AIM =>
Provide only the number of lines in the listing that contain the string "with".

-- Begin DATA SHOWN --

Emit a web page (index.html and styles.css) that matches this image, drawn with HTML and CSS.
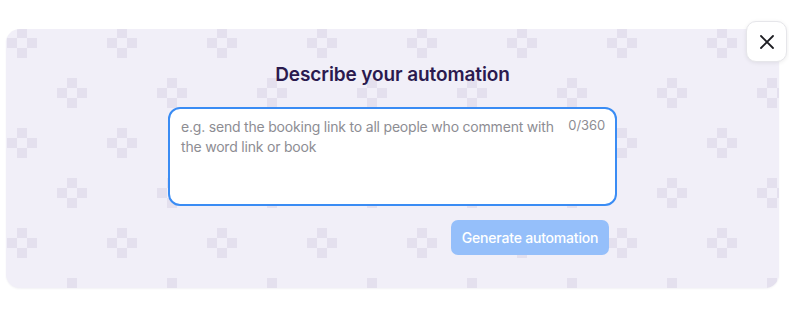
FILE: index.html
```html
<!DOCTYPE html>
<html lang="en">
<head>
<meta charset="utf-8">
<title>Describe your automation</title>
<link rel="stylesheet" href="styles.css">
</head>
<body>
<div class="modal">
  <div class="panel">
    <h2 class="title">Describe your automation</h2>
    <div class="field">
      <textarea class="input" placeholder="e.g. send the booking link to all people who comment with the word link or book"></textarea>
      <span class="counter">0/360</span>
    </div>
    <div class="actions">
      <button class="generate" disabled>Generate automation</button>
    </div>
  </div>
  <button class="close" aria-label="Close">
    <svg width="16" height="16" viewBox="0 0 16 16" fill="none" stroke="#1d1d22" stroke-width="1.8" stroke-linecap="round"><path d="M2 2L14 14M14 2L2 14"/></svg>
  </button>
</div>
</body>
</html>
```
FILE: styles.css
```css
* { box-sizing: border-box; }
html, body { margin: 0; padding: 0; background: #ffffff; }
body { font-family: Inter, "Noto Sans", sans-serif; width: 789px; height: 320px; overflow: hidden; }

.modal { position: relative; padding: 29px 10px 0 6px; }

.panel {
  height: 259px;
  border-radius: 14px;
  background-color: #f1eff8;
  background-image: url("data:image/svg+xml,%3Csvg xmlns='http://www.w3.org/2000/svg' width='100' height='100' fill='%23e4e0ee'%3E%3Crect x='10' y='0' width='10' height='10'/%3E%3Crect x='0' y='10' width='10' height='10'/%3E%3Crect x='20' y='10' width='10' height='10'/%3E%3Crect x='10' y='20' width='10' height='10'/%3E%3Crect x='60' y='50' width='10' height='10'/%3E%3Crect x='50' y='60' width='10' height='10'/%3E%3Crect x='70' y='60' width='10' height='10'/%3E%3Crect x='60' y='70' width='10' height='10'/%3E%3C/svg%3E");
  background-position: 1px -1px;
  box-shadow: 0 1px 2px rgba(40, 30, 80, 0.06);
  display: flex;
  flex-direction: column;
  align-items: center;
  padding-top: 34px;
}

.title {
  margin: 0 0 20px;
  font-size: 19px;
  line-height: 24px;
  font-weight: 600;
  color: #2b1a4f;
  letter-spacing: -0.1px;
}

.field { position: relative; width: 449px; height: 99px; }

.input {
  display: block;
  width: 100%;
  height: 100%;
  resize: none;
  border: 2px solid #3a8cf4;
  border-radius: 12px;
  background: #ffffff;
  outline: none;
  padding: 8px 52px 8px 11px;
  font-family: Inter, "Noto Sans", sans-serif;
  font-size: 14px;
  line-height: 20px;
  letter-spacing: -0.2px;
  color: #222;
}
.input::placeholder { color: #8d8d93; }

.counter {
  position: absolute;
  top: 10px;
  right: 12px;
  font-size: 13px;
  line-height: 16px;
  letter-spacing: -0.1px;
  color: #8d8d93;
}

.actions { width: 449px; display: flex; justify-content: flex-end; padding-right: 8px; margin-top: 14px; }

.generate {
  height: 35px;
  width: 158px;
  border: none;
  border-radius: 7px;
  background: #95bffa;
  color: #ffffff;
  font-family: Inter, "Noto Sans", sans-serif;
  font-size: 14px;
  font-weight: 500;
  letter-spacing: -0.2px;
  white-space: nowrap;
  padding: 0;
}

.close {
  position: absolute;
  top: 21px;
  left: 746px;
  width: 41px;
  height: 41px;
  border-radius: 10px;
  border: 1px solid #e6e6ea;
  background: #ffffff;
  box-shadow: 0 1px 4px rgba(0, 0, 0, 0.08);
  display: flex;
  align-items: center;
  justify-content: center;
  padding: 0;
}
```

-- End DATA SHOWN --

WRITTEN RESPONSE =>
2